AIM OF THE TASK:
Of all the lines in the material below, how many include the string "page"? Give the number only.

▼

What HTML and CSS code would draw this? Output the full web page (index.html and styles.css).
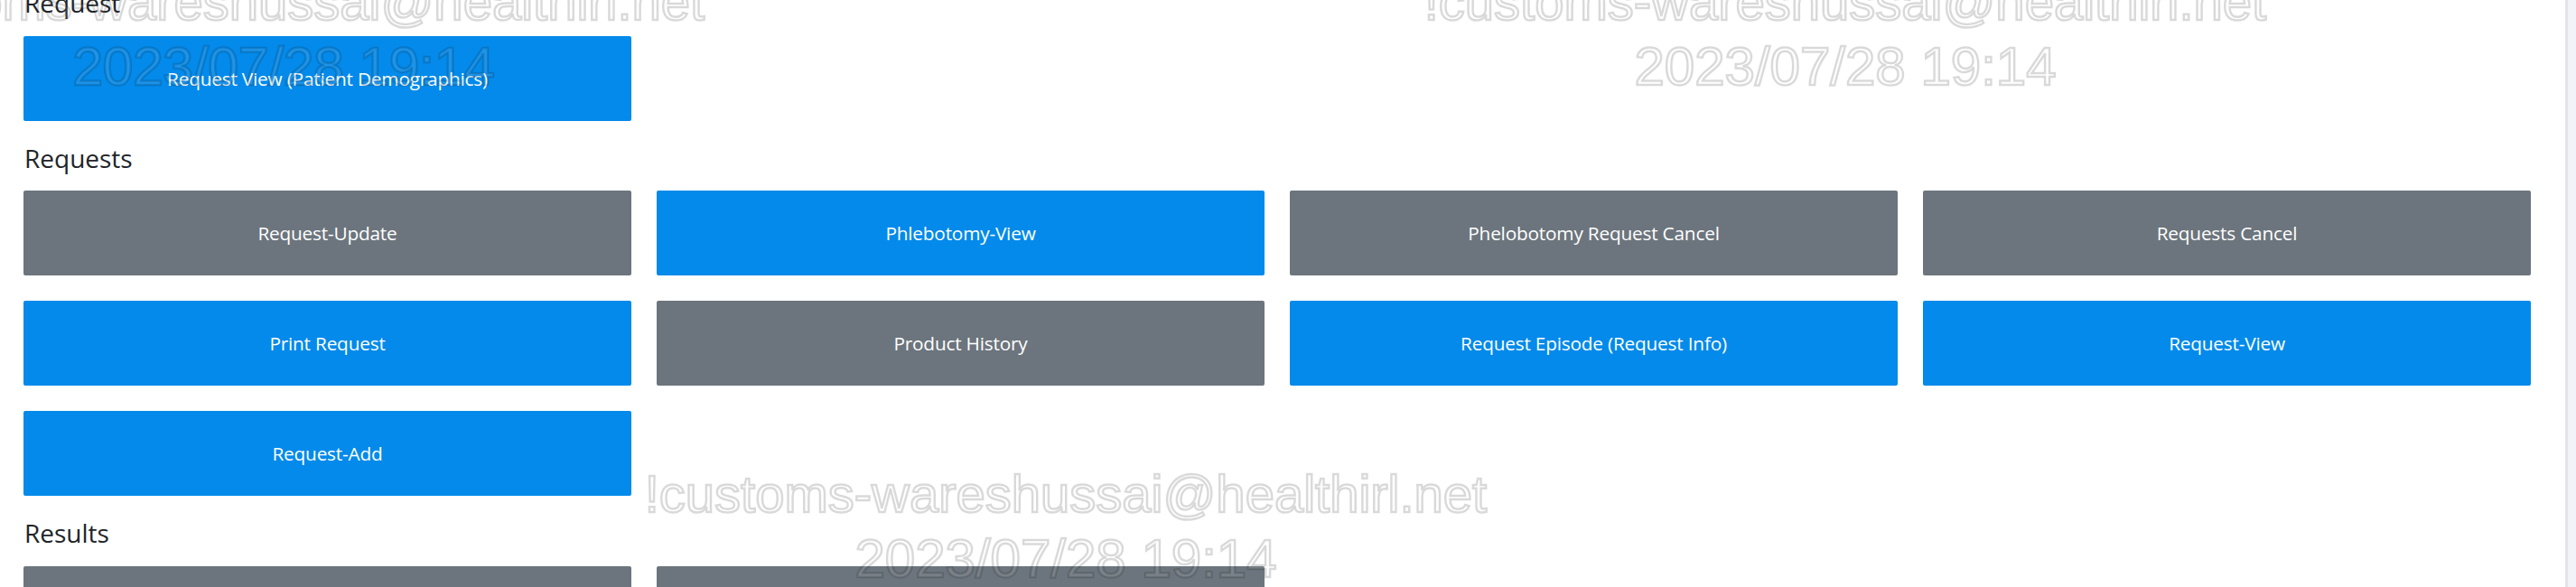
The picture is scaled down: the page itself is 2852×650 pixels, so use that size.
FILE: index.html
```html
<!DOCTYPE html>
<html lang="en">
<head>
<meta charset="utf-8">
<title>Permissions</title>
<link rel="stylesheet" href="styles.css">
</head>
<body>
<div class="shell">
  <main class="content">
    <section class="group">
      <h5 class="group-title">Request</h5>
      <div class="btn-grid">
        <button class="tile tile-primary">Request View (Patient Demographics)</button>
      </div>
    </section>
    <section class="group">
      <h5 class="group-title">Requests</h5>
      <div class="btn-grid">
        <button class="tile tile-secondary">Request-Update</button>
        <button class="tile tile-primary">Phlebotomy-View</button>
        <button class="tile tile-secondary">Phelobotomy Request Cancel</button>
        <button class="tile tile-secondary">Requests Cancel</button>
        <button class="tile tile-primary">Print Request</button>
        <button class="tile tile-secondary">Product History</button>
        <button class="tile tile-primary">Request Episode (Request Info)</button>
        <button class="tile tile-primary">Request-View</button>
        <button class="tile tile-primary">Request-Add</button>
      </div>
    </section>
    <section class="group">
      <h5 class="group-title">Results</h5>
      <div class="btn-grid">
        <button class="tile tile-secondary">Results-View</button>
        <button class="tile tile-secondary">Results-Update</button>
      </div>
    </section>
  </main>
  <div class="scrollbar"></div>
</div>
<div class="watermark wm-a"><span>!customs-wareshussai@healthirl.net</span><span class="wm-date">2023/07/28 19:14</span></div>
<div class="watermark wm-b"><span>!customs-wareshussai@healthirl.net</span><span class="wm-date">2023/07/28 19:14</span></div>
<div class="watermark wm-c"><span>!customs-wareshussai@healthirl.net</span><span class="wm-date">2023/07/28 19:14</span></div>
</body>
</html>
```
FILE: styles.css
```css
html, body {
  margin: 0;
  padding: 0;
  background: #ffffff;
  height: 650px;
  overflow: hidden;
}

body {
  font-family: "Open Sans", "Noto Sans", sans-serif;
  color: #212529;
  position: relative;
}

.shell {
  display: flex;
  height: 650px;
}

.content {
  flex: 1;
  padding: 0 38px 0 26px;
  margin-top: -13px;
}

.group-title {
  font-size: 28px;
  font-weight: 400;
  line-height: 33.6px;
  margin: 25px 0 19px 1px;
}

.group:first-child .group-title {
  margin-top: 0;
}

.btn-grid {
  display: grid;
  grid-template-columns: repeat(4, 1fr);
  gap: 28px;
}

.tile {
  height: 94px;
  border: none;
  border-radius: 2px;
  color: #ffffff;
  font-family: "Open Sans", "Noto Sans", sans-serif;
  font-size: 20.8px;
  letter-spacing: -0.2px;
  padding: 0 10px;
  display: flex;
  align-items: center;
  justify-content: center;
}

.tile-primary {
  background: #038aea;
}

.tile-secondary {
  background: #6c757d;
}

.scrollbar {
  width: 9px;
  flex: 0 0 9px;
  background: #f2f3f8;
  border-left: 3px solid #e4e5ea;
}

.watermark {
  position: absolute;
  width: 1200px;
  display: flex;
  flex-direction: column;
  align-items: center;
  font-family: "Liberation Sans", Arial, sans-serif;
  font-size: 58px;
  line-height: 72px;
  color: rgba(255, 255, 255, 0.1);
  -webkit-text-stroke: 2.5px rgba(0, 0, 0, 0.15);
  white-space: nowrap;
  pointer-events: none;
}

.wm-date {
  font-size: 60px;
}

.wm-a {
  left: -286px;
  top: -34px;
}

.wm-b {
  left: 1443px;
  top: -34px;
}

.wm-c {
  left: 580px;
  top: 511px;
}
```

▲

EXERCISE RESPONSE:
2